Pros: HDR OLED panels, eye tracking, foveated rendering on PS5, Sense controllers.
Cons: Tethered, PC support requires a $60 adapter, no wireless mode.
Best for: PS5 owners and sim racing / cockpit gamers.
Pico 5 Ultra — Best PCVR Streaming ($599)
ByteDance's Pico 5 Ultra finally has a meaningful US presence in 2026. The 2160 x 2160 LCD pancake stack matches the Quest 4 on paper, the Wi-Fi 7 PCVR streaming is excellent, and the 120-degree FOV is the widest in this group. The native standalone library is small, so think of it primarily as a PCVR headset that also does standalone fitness apps.
Pros: Widest FOV, Wi-Fi 7 streaming, strong build quality.
Cons: Limited standalone catalog, software still rough, no Asgard's Wrath 2.

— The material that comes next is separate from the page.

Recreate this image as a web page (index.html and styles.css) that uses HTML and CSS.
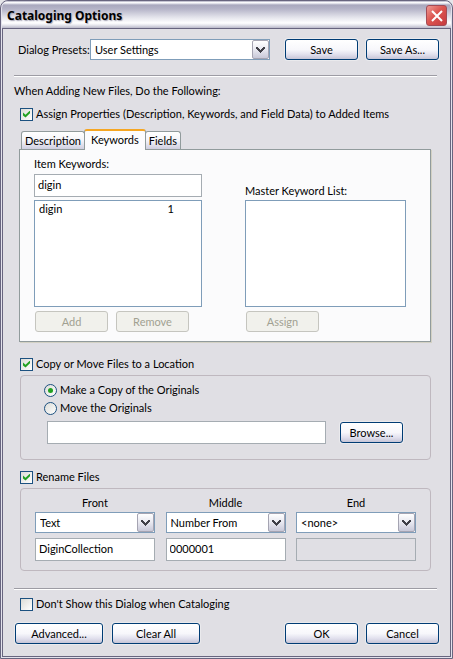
FILE: index.html
```html
<!DOCTYPE html>
<html lang="en">
<head>
<meta charset="utf-8">
<title>Cataloging Options</title>
<link rel="stylesheet" href="styles.css">
</head>
<body>
<form class="window">
  <header class="titlebar">
    <h1>Cataloging Options</h1>
    <button type="button" class="close" aria-label="Close">
      <svg viewBox="0 0 12 12" width="12" height="12"><path d="M1 1L11 11M11 1L1 11" stroke="#fff" stroke-width="2"/></svg>
    </button>
  </header>
  <main class="client">
    <div class="presets">
      <label for="preset">Dialog Presets:</label>
      <span class="combo">
        <select id="preset"><option>User Settings</option></select>
        <span class="arrow"><svg viewBox="0 0 9 6" width="9" height="6"><path d="M0 0h2v1h1v1h1v1h1v-1h1v-1h1v-1h2v2h-1v1h-1v1h-1v1h-1v1h-1v-1h-1v-1h-1v-1h-1v-1h-1z"/></svg></span>
      </span>
      <button type="button" class="btn save">Save</button>
      <button type="button" class="btn">Save As...</button>
    </div>
    <hr>
    <p class="intro">When Adding New Files, Do the Following:</p>
    <label class="check"><input type="checkbox" checked>Assign Properties (Description, Keywords, and Field Data) to Added Items</label>

    <div class="tabs" role="tablist">
      <button type="button" class="tab" role="tab">Description</button>
      <button type="button" class="tab active" role="tab" aria-selected="true">Keywords</button>
      <button type="button" class="tab" role="tab">Fields</button>
    </div>
    <section class="panel">
      <div class="item-column">
        <label for="keyword">Item Keywords:</label>
        <input id="keyword" class="field" type="text" value="digin">
        <div class="list"><div class="list-row"><span>digin</span><span>1</span></div></div>
        <div class="actions">
          <button type="button" class="btn" disabled>Add</button>
          <button type="button" class="btn" disabled>Remove</button>
        </div>
      </div>
      <div class="master-column">
        <span>Master Keyword List:</span>
        <div class="list"></div>
        <div class="actions"><button type="button" class="btn" disabled>Assign</button></div>
      </div>
    </section>

    <label class="check section-check"><input type="checkbox" checked>Copy or Move Files to a Location</label>
    <section class="group copy">
      <label class="check radio"><input type="radio" name="mode" checked>Make a Copy of the Originals</label>
      <label class="check radio"><input type="radio" name="mode">Move the Originals</label>
      <div class="location">
        <input class="field" type="text" aria-label="Location">
        <button type="button" class="btn browse">Browse...</button>
      </div>
    </section>

    <label class="check rename-check"><input type="checkbox" checked>Rename Files</label>
    <section class="group rename">
      <div class="part">
        <label for="front">Front</label>
        <span class="combo">
          <select id="front"><option>Text</option></select>
          <span class="arrow"><svg viewBox="0 0 9 6" width="9" height="6"><path d="M0 0h2v1h1v1h1v1h1v-1h1v-1h1v-1h2v2h-1v1h-1v1h-1v1h-1v1h-1v-1h-1v-1h-1v-1h-1v-1h-1z"/></svg></span>
        </span>
        <input class="field" type="text" value="DiginCollection" aria-label="Front text">
      </div>
      <div class="part">
        <label for="middle">Middle</label>
        <span class="combo">
          <select id="middle"><option>Number From</option></select>
          <span class="arrow"><svg viewBox="0 0 9 6" width="9" height="6"><path d="M0 0h2v1h1v1h1v1h1v-1h1v-1h1v-1h2v2h-1v1h-1v1h-1v1h-1v1h-1v-1h-1v-1h-1v-1h-1v-1h-1z"/></svg></span>
        </span>
        <input class="field" type="text" value="0000001" aria-label="Middle number">
      </div>
      <div class="part">
        <label for="end">End</label>
        <span class="combo">
          <select id="end"><option>&lt;none&gt;</option></select>
          <span class="arrow"><svg viewBox="0 0 9 6" width="9" height="6"><path d="M0 0h2v1h1v1h1v1h1v-1h1v-1h1v-1h2v2h-1v1h-1v1h-1v1h-1v1h-1v-1h-1v-1h-1v-1h-1v-1h-1z"/></svg></span>
        </span>
        <input class="field" type="text" disabled aria-label="End text">
      </div>
    </section>

    <hr>
    <label class="check dismiss"><input type="checkbox">Don't Show this Dialog when Cataloging</label>
    <footer class="buttons">
      <button type="button" class="btn wide">Advanced...</button>
      <button type="button" class="btn wide">Clear All</button>
      <button type="submit" class="btn ok">OK</button>
      <button type="button" class="btn">Cancel</button>
    </footer>
  </main>
</form>
</body>
</html>
```
FILE: styles.css
```css
* { box-sizing: border-box; }

body {
  margin: 0;
  background: #e6e6ea;
  color: #000;
  font: 11px/14px Lato, "Liberation Sans", sans-serif;
}

button, input, select { font: inherit; color: inherit; margin: 0; }

.window {
  display: flex;
  flex-direction: column;
  min-height: 100vh;
  padding: 0 1px 1px;
  border: 1px solid #68657f;
  border-radius: 8px 8px 0 0;
  background: #e3e2ec;
}

.titlebar {
  display: flex;
  align-items: center;
  justify-content: space-between;
  height: 27px;
  padding: 2px 4px 0 5px;
  border-radius: 7px 7px 0 0;
  background: linear-gradient(#8b89a5 0, #fff 1px, #f4f4f8 2px, #a9a8be 4px, #b5b4c8 8px, #e2e2ea 16px, #fff 22px, #e8e8ee 24px, #b9b8c9 27px);
}

.titlebar h1 {
  margin: 0;
  font: bold 12px/18px "Noto Sans", sans-serif;
  text-shadow: 1px 1px 1px #aaa9b8;
}

.close {
  display: grid;
  place-items: center;
  width: 21px;
  height: 21px;
  padding: 0;
  border: 1px solid #a34b55;
  border-radius: 3px;
  background: linear-gradient(135deg, #ee9a94, #dc5550 45%, #c63a3f);
}

.client {
  flex: 1;
  padding: 10px 11px 12px;
  border: 1px solid #68657f;
  background: #e0dfe4;
}

.presets { display: flex; align-items: center; padding-left: 4px; }
.presets label { width: 72px; white-space: nowrap; }
.presets .combo { flex: 1; }
.save { margin: 0 8px 0 15px; }

.combo { position: relative; display: block; }

.combo select {
  appearance: none;
  display: block;
  width: 100%;
  height: 21px;
  padding: 0 20px 0 4px;
  border: 1px solid #7f9db9;
  border-radius: 0;
  background: #fff;
}

.arrow {
  position: absolute;
  top: 1px;
  right: 1px;
  display: grid;
  place-items: center;
  width: 17px;
  height: 19px;
  border: 1px solid #a5a4b2;
  border-radius: 2px;
  background: linear-gradient(#fff, #e8e8f0 50%, #c8c8d8);
  fill: #404048;
  pointer-events: none;
}

.btn {
  width: 73px;
  height: 21px;
  padding: 0;
  border: 1px solid #003c74;
  border-radius: 3px;
  background: linear-gradient(#fff, #f7f7fb 50%, #e2e1ee 75%, #c6c5d7);
  box-shadow: 0 0 0 1px #eaeaed;
}

.btn:disabled {
  border-color: #c5c5bf;
  background: #f1f1ec;
  box-shadow: none;
  color: #a1a192;
}

hr {
  height: 2px;
  margin: 15px 2px 7px 0;
  border: 0;
  border-top: 1px solid #9d9ca4;
  background: #fff;
}

.intro { margin: 0 0 9px; }

.check {
  display: flex;
  align-items: center;
  gap: 3px;
  height: 14px;
  padding-left: 6px;
}

.check input {
  appearance: none;
  display: grid;
  place-items: center;
  flex: none;
  width: 13px;
  height: 13px;
  border: 1px solid #1c5180;
  background: linear-gradient(135deg, #dcdcd7, #fff);
}

.check input[type="checkbox"]:checked::before {
  content: "";
  width: 7px;
  height: 7px;
  background: #21a121;
  clip-path: polygon(0 29%, 36% 60%, 100% 0, 100% 40%, 36% 100%, 0 70%);
}

.check input[type="radio"] { border-radius: 50%; }

.check input[type="radio"]:checked::before {
  content: "";
  width: 5px;
  height: 5px;
  border-radius: 50%;
  background: #21a121;
}

.tabs {
  display: flex;
  align-items: flex-end;
  margin-top: 8px;
  padding-left: 7px;
}

.tab {
  height: 18px;
  padding: 0 3px;
  border: 1px solid #919b9c;
  border-bottom: 0;
  border-radius: 3px 3px 0 0;
  background: linear-gradient(#fff, #f4f4f9 50%, #cfcee0);
}

.tab.active {
  z-index: 1;
  height: 21px;
  margin: 0 -1px -1px;
  padding: 0 6px 1px;
  border-top: 2px solid #f5a623;
  background: #fcfcfe;
}

.panel {
  display: flex;
  justify-content: space-between;
  margin: 0 8px 0 5px;
  padding: 7px 24px 9px 14px;
  border: 1px solid #919b9c;
  background: #fbfbfc;
  box-shadow: 1px 1px 0 0 #d3d1c4;
}

.item-column, .master-column {
  display: flex;
  flex-direction: column;
  flex: 0 1 168px;
}

.master-column { flex-basis: 161px; justify-content: flex-end; }

.field {
  width: 100%;
  height: 23px;
  padding: 0 3px 2px;
  border: 1px solid #a5acb2;
  background: #fff;
}

.field:disabled { background: #e0dfe4; }
.item-column .field { margin: 3px 0; }
.master-column > span { margin-bottom: 2px; }

.list {
  height: 107px;
  padding: 1px 27px 0 4px;
  border: 1px solid #7f9db9;
  background: #fff;
}

.list-row { display: flex; justify-content: space-between; }
.actions { display: flex; gap: 8px; padding: 4px 0 0 1px; }
.section-check { margin-top: 15px; }

.group {
  margin: 4px 8px 0 6px;
  border: 1px solid #bfb8bf;
  border-radius: 4px;
}

.copy { padding: 7px 27px 15px 23px; }
.radio { height: 18px; padding-left: 0; padding-bottom: 4px; }
.location { display: flex; align-items: center; gap: 14px; margin: 2px 0 0 3px; }
.location .field { flex: 1; }
.browse { width: 63px; }
.rename-check { margin-top: 10px; }

.rename {
  display: flex;
  justify-content: space-between;
  gap: 10px;
  padding: 7px 14px 9px;
}

.part { flex: 0 1 120px; min-width: 0; }
.part label { display: block; margin-bottom: 2px; text-align: center; }
.part .field { margin-top: 5px; display: block; }
.rename + hr { margin-top: 17px; }
.buttons { display: flex; gap: 9px; margin-top: 12px; padding-left: 1px; }
.buttons .btn:last-child { margin-left: -1px; }
.wide { width: 88px; }
.ok { margin-left: auto; }
```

Best for: PCVR enthusiasts who already own a strong gaming PC.
Master Comparison Table
| Headset | Resolution/eye | Refresh | FOV | Weight | Battery | PCVR | Price |
|---|
| Meta Quest 4 | 2160x2160 | 120Hz | 110° | 478g | 2.5h | Yes (wireless) | $549 |
| Meta Quest 3S | 1832x1920 | 120Hz | 96° | 514g | 2.5h | Yes (wireless) | $269 |
| Apple Vision Pro 2 | 4096x3744 | 100Hz | 100° |
Which One to Buy?
- First-time VR buyer: Quest 3S at $269. You will not regret it, and if you fall in love you can upgrade later.

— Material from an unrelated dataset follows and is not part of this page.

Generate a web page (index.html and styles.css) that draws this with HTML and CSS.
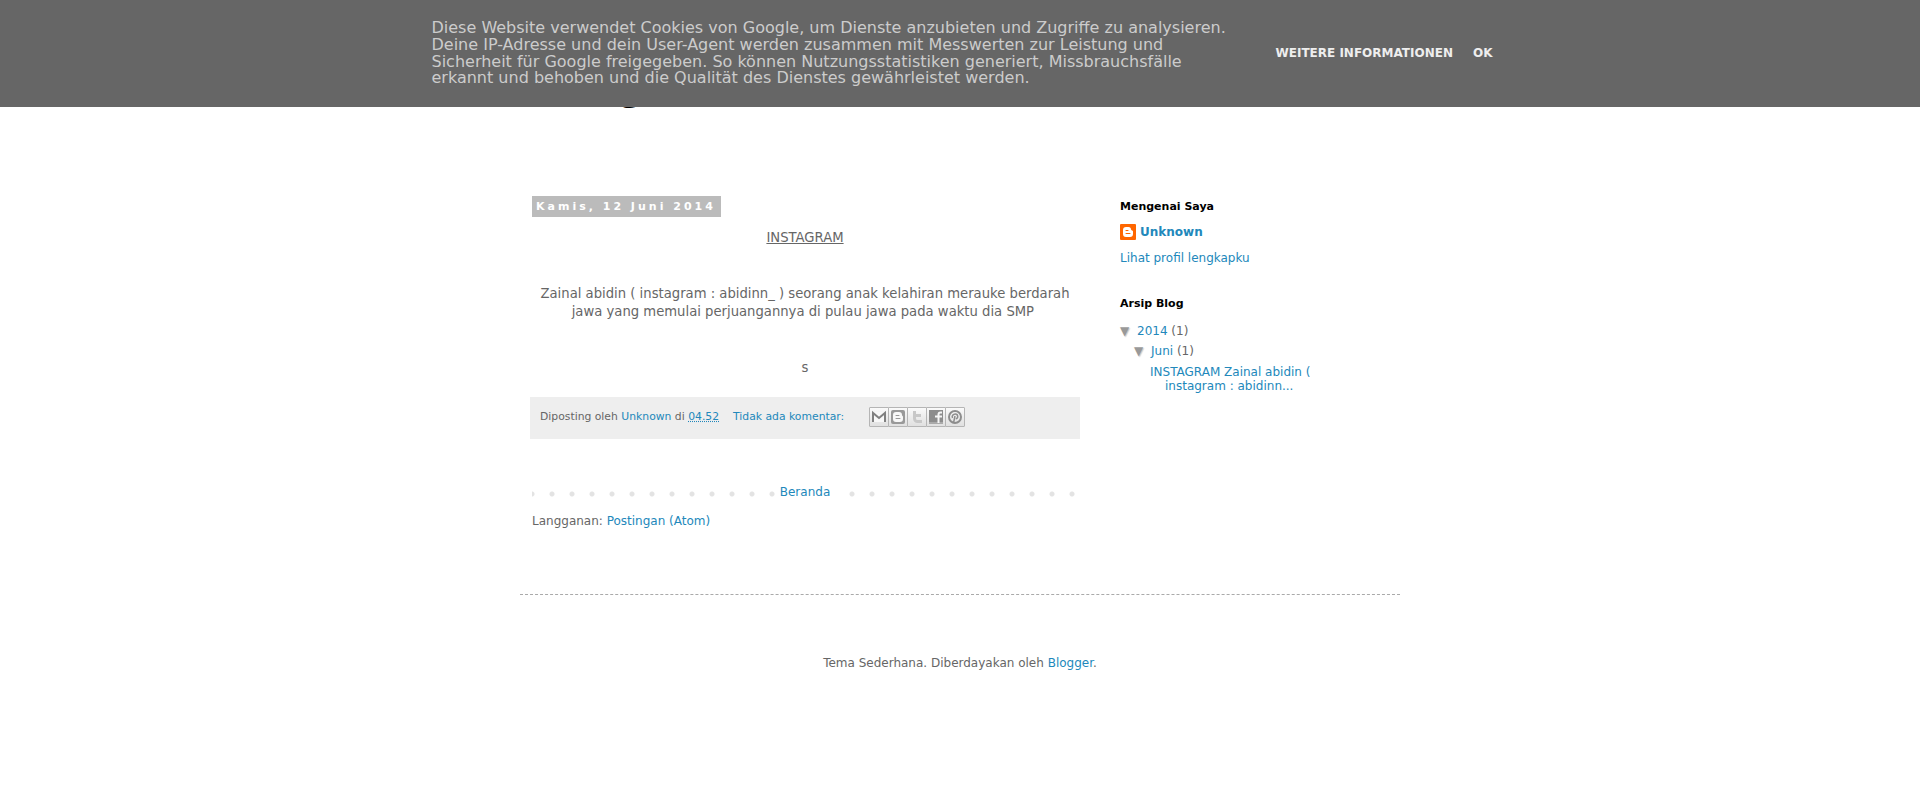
FILE: index.html
```
<!DOCTYPE html>
<html lang="id">
<head>
	<meta charset="UTF-8">
	<title>blog</title>
	<link rel="stylesheet" href="styles.css">
</head>
<body>
	<div class="cookie-bar" lang="de">
		<div class="cookie-inner">
			<p class="cookie-text">Diese Website verwendet Cookies von Google, um Dienste anzubieten und Zugriffe zu analysieren. Deine IP-Adresse und dein User-Agent werden zusammen mit Messwerten zur Leistung und Sicherheit für Google freigegeben. So können Nutzungsstatistiken generiert, Missbrauchsfälle erkannt und behoben und die Qualität des Dienstes gewährleistet werden.</p>
			<div class="cookie-buttons">
				<a href="#">Weitere Informationen</a>
				<a href="#">Ok</a>
			</div>
		</div>
	</div>

	<div class="content">
		<header class="header">
			<h1 class="title">blog</h1>
		</header>

		<div class="columns">
			<main class="main">
				<h2 class="date-header"><span>Kamis, 12 Juni 2014</span></h2>
				<article class="post">
					<div class="post-body">
						<u>INSTAGRAM</u><br>
						<br>
						<br>
						Zainal abidin ( instagram : abidinn_ ) seorang anak kelahiran merauke berdarah jawa yang memulai perjuangannya di pulau jawa pada waktu dia SMP&nbsp;<br>
						<br>
						<br>
						s
					</div>
					<div class="post-footer">
						<span>Diposting oleh <a href="#">Unknown</a> di <a class="timestamp" href="#">04.52</a></span>
						<a class="comment-link" href="#">Tidak ada komentar:</a>
						<div class="share">
							<a href="#" aria-label="Email">
								<svg viewBox="0 0 18 18"><path d="M2 4h14v10H2z" fill="#f8f8f8"/><path d="M3 14V5l6 5 6-5v9" fill="none" stroke="#808080" stroke-width="2"/></svg>
							</a>
							<a href="#" aria-label="Blog">
								<svg viewBox="0 0 18 18"><rect x="2" y="2" width="14" height="14" rx="2" fill="#999"/><path d="M7 4h3a3 3 0 0 1 3 3c0 1 1 .7 1 2v2a3 3 0 0 1-3 3H7a3 3 0 0 1-3-3V7a3 3 0 0 1 3-3z" fill="#f8f8f8"/><path d="M7 7.500h3M7 10.500h4" stroke="#999" stroke-linecap="round"/></svg>
							</a>
							<a href="#" aria-label="Twitter">
								<svg viewBox="0 0 18 18"><path d="M6.500 3v7.500a3 3 0 0 0 3 3H14M6.500 7.500H13" fill="none" stroke="#c8c8c8" stroke-width="3" stroke-linejoin="round"/></svg>
							</a>
							<a href="#" aria-label="Facebook">
								<svg viewBox="0 0 18 18"><path d="M2 2h14v14H2z" fill="#8d8d8d"/><path d="M2 14h14v2H2z" fill="#aaa"/><path d="M15 4.500h-1.500c-1.500 0-2 .7-2 2V15M8 8.500h7" fill="none" stroke="#f6f6f6" stroke-width="2"/></svg>
							</a>
							<a href="#" aria-label="Pinterest">
								<svg viewBox="0 0 18 18"><circle cx="9" cy="9" r="6" fill="none" stroke="#8d8d8d" stroke-width="2"/><path d="M7.500 15l1.500-7M6.500 10C5.500 8 7 6 9.300 6c3.300 0 3 4.800.5 4.800" fill="none" stroke="#8d8d8d" stroke-width="1.500"/></svg>
							</a>
						</div>
					</div>
				</article>
				<nav class="pager"><a href="#">Beranda</a></nav>
				<div class="feed">Langganan: <a href="#">Postingan (Atom)</a></div>
			</main>

			<aside class="sidebar">
				<section class="widget">
					<h2>Mengenai Saya</h2>
					<a class="profile-name" href="#">
						<svg viewBox="0 0 16 16"><rect width="16" height="16" rx="1" fill="#f60"/><path d="M6 3h2.500A2.500 2.500 0 0 1 11 5.500c0 1.200 2 .5 2 2V10a3 3 0 0 1-3 3H6a3 3 0 0 1-3-3V6a3 3 0 0 1 3-3z" fill="#fff"/><path d="M6 6.500h2M6 9.500h4" stroke="#f60" stroke-linecap="round"/></svg>
						Unknown
					</a>
					<a class="profile-link" href="#">Lihat profil lengkapku</a>
				</section>
				<section class="widget">
					<h2>Arsip Blog</h2>
					<ul class="archive">
						<li>
							<span class="toggle">▼</span><a href="#">2014</a> (1)
							<ul>
								<li>
									<span class="toggle">▼</span><a href="#">Juni</a> (1)
									<ul class="posts">
										<li><a href="#">INSTAGRAM Zainal abidin ( instagram : abidinn...</a></li>
									</ul>
								</li>
							</ul>
						</li>
					</ul>
				</section>
			</aside>
		</div>

		<footer class="footer">Tema Sederhana. Diberdayakan oleh <a href="#">Blogger</a>.</footer>
	</div>
</body>
</html>
```
FILE: styles.css
```
body{
	margin:0;
	font:12px/15px "DejaVu Sans", sans-serif;
	color:#666;
	background:#fff;
}
h1,h2,p,ul,li{
	margin:0;
	padding:0;
	list-style:none;
}
a{
	color:#2288bb;
	text-decoration:none;
}
a:hover{
	color:#33aaff;
}
.cookie-bar{
	position:fixed;
	top:0;
	left:0;
	right:0;
	z-index:10;
	background:#666;
}
.cookie-inner{
	display:flex;
	justify-content:center;
	align-items:center;
	gap:44px;
	padding:20px 16px 20px 20px;
}
.cookie-text{
	max-width:800px;
	color:#ccc;
	font-size:16px;
	line-height:1.05;
}
.cookie-buttons{
	display:flex;
	gap:20px;
}
.cookie-buttons a{
	color:#eee;
	font-weight:bold;
	text-transform:uppercase;
	white-space:nowrap;
}

.content{
	max-width:880px;
	margin:0 auto;
}
.header{
	padding:53px 22px 87px;
}
.title{
	color:#000;
	font-size:48px;
	line-height:56px;
	font-weight:normal;
}
.columns{
	display:grid;
	grid-template-columns:minmax(0,1fr) 250px;
	gap:42px;
	padding:0 30px 65px 12px;
	border-bottom:1px dashed #aaa;
}
.date-header{
	font-size:11px;
	line-height:1.4;
}
.date-header span{
	display:inline-block;
	padding:3px 5px 3px 4px;
	color:#fff;
	background:#bbb;
	letter-spacing:3px;
}
.post-body{
	padding:12px 0 20px;
	font-size:110%;
	line-height:1.4;
	text-align:center;
}
.post-footer{
	display:flex;
	margin:0 -2px;
	padding:10px 10px 12px;
	font-size:90%;
	line-height:20px;
	background:#eee;
}
.timestamp{
	text-decoration:underline dotted;
}
.comment-link{
	margin-left:14px;
}
.share{
	display:flex;
	margin-left:25px;
}
.share a{
	width:18px;
	height:18px;
	border:1px solid #b5b5b5;
	border-radius:1px;
	background:linear-gradient(#fafafa,#e0e0e0);
}
.share a + a{
	margin-left:-1px;
}
.share svg{
	display:block;
}
.pager{
	margin-top:46px;
	text-align:center;
	background:radial-gradient(circle at 10px 9px,#e3e3e3 2px,transparent 3px) -10px 0 / 20px 20px repeat-x;
}
.pager a{
	display:inline-block;
	padding:0 5px;
	background:#fff;
}
.feed{
	margin-top:14px;
}

.sidebar{
	padding-top:3px;
}
.widget{
	margin-bottom:30px;
}
.widget h2{
	margin-bottom:10px;
	color:#000;
	font-size:11px;
	line-height:15px;
}
.profile-name{
	display:flex;
	align-items:center;
	gap:4px;
	font-weight:bold;
}
.profile-name svg{
	width:16px;
	height:16px;
}
.profile-link{
	display:block;
	margin-top:11px;
}
.archive{
	padding-top:3px;
}
.archive ul{
	margin-top:5px;
	padding-left:14px;
}
.toggle{
	display:inline-block;
	width:17px;
	color:#999;
	text-shadow:1px 1px 1px #ccc;
}
.archive .posts{
	margin-top:6px;
	padding-left:31px;
	line-height:14px;
	text-indent:-15px;
}
.footer{
	padding:61px 30px;
	text-align:center;
}
```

- Returning VR enthusiast: Quest 4. It is the meaningful generational leap the Quest 3 was not.
- Mac power user / wealthy media buyer: Apple Vision Pro 2.
- PS5 owner with no gaming PC: PSVR2.
- Hardcore PCVR / sim racer: PSVR2 with PC adapter, or Pico 5 Ultra if you want wireless.
For broader context, see our full VR headsets category and the curated best VR headsets shortlist.
The Verdict
The Meta Quest 4 is the right pick for almost everyone shopping for VR in 2026. It delivers the visual leap that the Quest 3 promised but never quite reached, and at $549 it sits at the same price the Quest 3 launched at. If your budget caps at $300, the Quest 3S still has no real competition. And if money is no object and you spend most of your headset time on movies, productivity, or photo immersion, the Vision Pro 2 is the only headset that justifies its asking price.